Methods and compositions for hindering asphaltene deposition. One method comprising: identifying an interval of the subterranean formation to be treated with a relative permeability modifier to hinder subsequent asphaltene deposition; introducing the relative permeability modifier into the subterranean formation; and allowing the relative permeability modifier to contact the interval, thereby attaching to surfaces within the subterranean formation and hindering subsequent asphaltene deposition.

Description

    CROSS-REFERENCE TO RELATED APPLICATIONS
  • This application claims the benefit of U.S. Provisional Patent Application Ser. No. 61/097,057, filed Sep. 15, 2008, entitled “Compositions and Methods for Hindering Asphaltene Deposition,” the entire disclosure of which is incorporated herein by reference.
  • BACKGROUND
  • The present invention relates to subterranean treatments and, more particularly, in one or more embodiments, to introducing a relative permeability modifier into a subterranean interval, optionally in conjunction with an asphaltene solvent system, to hinder asphaltene deposition.

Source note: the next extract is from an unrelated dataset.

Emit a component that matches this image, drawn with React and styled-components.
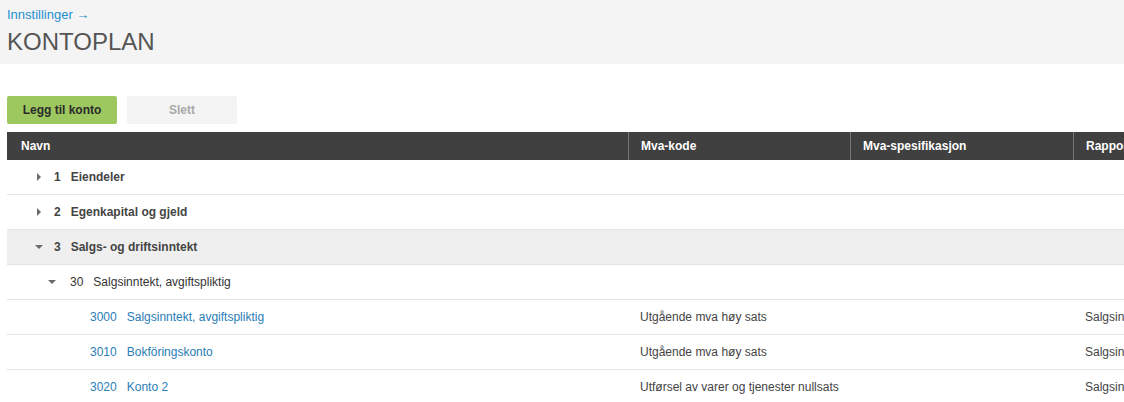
import React from 'react'
import styled, { createGlobalStyle } from 'styled-components'

const GlobalStyle = createGlobalStyle`
  html, body {
    margin: 0;
    padding: 0;
    background: #fff;
    font-family: "Liberation Sans", Arial, Helvetica, sans-serif;
    overflow: hidden;
  }
`

const Page = styled.div`
  width: 1124px;
  height: 402px;
  overflow: hidden;
`

const Header = styled.header`
  background: #f4f4f4;
  height: 64px;
  padding: 6px 7px 0;
  box-sizing: border-box;
`

const Crumb = styled.a`
  display: block;
  font-size: 13px;
  line-height: 18px;
  color: #1f8fcf;
  text-decoration: none;
`

const Title = styled.h1`
  margin: 3px 0 0;
  font-size: 24px;
  line-height: 30px;
  font-weight: 300;
  color: #555;
  letter-spacing: 0;
`

const Toolbar = styled.div`
  display: flex;
  gap: 10px;
  padding: 32px 7px 8px;
`

const Button = styled.button`
  width: 110px;
  height: 28px;
  border: none;
  border-radius: 2px;
  font-family: inherit;
  font-size: 12px;
  font-weight: bold;
  background: ${p => (p.$primary ? '#9dc75f' : '#f4f4f4')};
  color: ${p => (p.$primary ? '#2b2b2b' : '#a9a9a9')};
  cursor: pointer;
`

const Table = styled.div`
  margin-left: 7px;
  width: 1300px;
`

const cols = '621px 222px 223px 234px'

const HeadRow = styled.div`
  display: grid;
  grid-template-columns: ${cols};
  height: 28px;
  background: #404040;
`

const HeadCell = styled.div`
  display: flex;
  align-items: center;
  padding-left: ${p => (p.$first ? '14px' : '12px')};
  border-left: ${p => (p.$first ? 'none' : '1px solid #777')};
  color: #fff;
  font-size: 12px;
  font-weight: bold;
`

const Row = styled.div`
  display: grid;
  grid-template-columns: ${cols};
  height: 35px;
  border-bottom: 1px solid #e4e4e4;
  box-sizing: border-box;
  background: ${p => (p.$active ? '#efefef' : '#fff')};
  font-size: 12px;
`

const NameCell = styled.div`
  display: flex;
  align-items: center;
  padding-left: ${p => p.$indent}px;
  color: ${p => (p.$level === 3 ? '#2a7db5' : p.$level === 1 ? '#444' : '#333')};
  font-weight: ${p => (p.$level === 1 ? 'bold' : 'normal')};
`

const Caret = styled.span`
  width: 0;
  height: 0;
  margin-right: ${p => p.$gap}px;
  ${p =>
    p.$open
      ? `border-left: 4px solid transparent; border-right: 4px solid transparent; border-top: 4px solid #6a6a6a;`
      : `border-top: 4px solid transparent; border-bottom: 4px solid transparent; border-left: 4px solid #6a6a6a; margin-left: 2px;`}
`

const Num = styled.span`
  margin-right: ${p => p.$gap}px;
`

const Cell = styled.div`
  display: flex;
  align-items: center;
  padding-left: 12px;
  color: #444;
  white-space: nowrap;
  overflow: hidden;
`

const rows = [
  { level: 1, num: '1', name: 'Eiendeler', open: false },
  { level: 1, num: '2', name: 'Egenkapital og gjeld', open: false },
  { level: 1, num: '3', name: 'Salgs- og driftsinntekt', open: true, active: true },
  { level: 2, num: '30', name: 'Salgsinntekt, avgiftspliktig', open: true },
  { level: 3, num: '3000', name: 'Salgsinntekt, avgiftspliktig', mva: 'Utgående mva høy sats', rapport: 'Salgsinntekt' },
  { level: 3, num: '3010', name: 'Bokföringskonto', mva: 'Utgående mva høy sats', rapport: 'Salgsinntekt' },
  { level: 3, num: '3020', name: 'Konto 2', mva: 'Utførsel av varer og tjenester nullsats', rapport: 'Salgsinntekt' },
]

const indentFor = { 1: 28, 2: 41, 3: 83 }
const numGap = { 1: 10, 2: 10, 3: 10 }
const caretGap = { 1: { open: 11, closed: 13 }, 2: { open: 14, closed: 14 } }

export default function App() {
  return (
    <Page>
      <GlobalStyle />
      <Header>
        <Crumb href="#">Innstillinger →</Crumb>
        <Title>KONTOPLAN</Title>
      </Header>
      <Toolbar>
        <Button $primary>Legg til konto</Button>
        <Button>Slett</Button>
      </Toolbar>
      <Table>
        <HeadRow>
          <HeadCell $first>Navn</HeadCell>
          <HeadCell>Mva-kode</HeadCell>
          <HeadCell>Mva-spesifikasjon</HeadCell>
          <HeadCell>Rapportlinje</HeadCell>
        </HeadRow>
        {rows.map((r, i) => (
          <Row key={i} $active={r.active}>
            <NameCell $indent={indentFor[r.level]} $level={r.level}>
              {r.level < 3 && (
                <Caret $open={r.open} $gap={caretGap[r.level][r.open ? 'open' : 'closed']} />
              )}
              <Num $gap={numGap[r.level]}>{r.num}</Num>
              <span>{r.name}</span>
            </NameCell>
            <Cell>{r.mva}</Cell>
            <Cell />
            <Cell>{r.rapport}</Cell>
          </Row>
        ))}
      </Table>
    </Page>
  )
}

  • The formation of asphaltene deposits may be a problem in crude oil production. Asphaltene precipitation and deposition may cause problems such as production loss due to the asphaltenes plugging the tubing, perforations, and portions of the subterranean formation. As used in this disclosure, the term “asphaltene” refers to organic material that may be found in hydrocarbon deposits (e.g., petroleum, crude oil) and that generally comprise aromatic and napthenic ring compounds and/or waxes. Asphaltenes may be found in crude oil in the form of colloidal, suspended, solid particles. Asphaltenes may be characterized by their insolubility in light paraffin hydrocarbon solvents. These compounds typically may have high molecular weights and may be polar materials because atoms of sulfur, nitrogen, oxygen, and complex metals may be present in their structures.
  • Asphaltene deposition may occur when the crude oil loses its capability to disperse and stabilize the asphaltene particles. The asphaltene stability may depend on factors such as the composition of the crude oil, temperature, pressure, and the nature of the reservoir rock surface (e.g. rock wettability). Under static reservoir conditions, asphaltenes may be held in a stable suspension by resins, a family of polar molecules. Changes in fluid temperature and pressure that can be associated with oil production from the reservoir may cause the asphaltenes to flocculate and precipitate out of suspension and adsorb to the rock or pipe surfaces. Additionally, the asphaltenes may flocculate because of electrical charges created by the motion of the flowing hydrocarbons. Asphaltene deposition may occur at anytime in the production life cycle.
  • Regardless of the mechanism causing the asphaltene to deposit, the result may be a plugging effect that inhibits or reduces oil production. Traditional methods of removing asphaltene deposits may involve heat, mechanical removal, dispersants, and/or solvents. The most common means of transmitting heat downhole is hot oiling. While hot oiling has been a popular method of paraffin removal, the process can cause significant formation damage particularly when there are asphaltenes present in the subterranean formation. Mechanical removal techniques include scarpers, cutters, and coil-tubing deployed jetting tools. Mechanical removal has the limitation of not being able to remove formation damage outside of the perforations. Dispersant systems do not dissolve asphaltenes; rather they dispense the particles so that they can be circulated from the well bore.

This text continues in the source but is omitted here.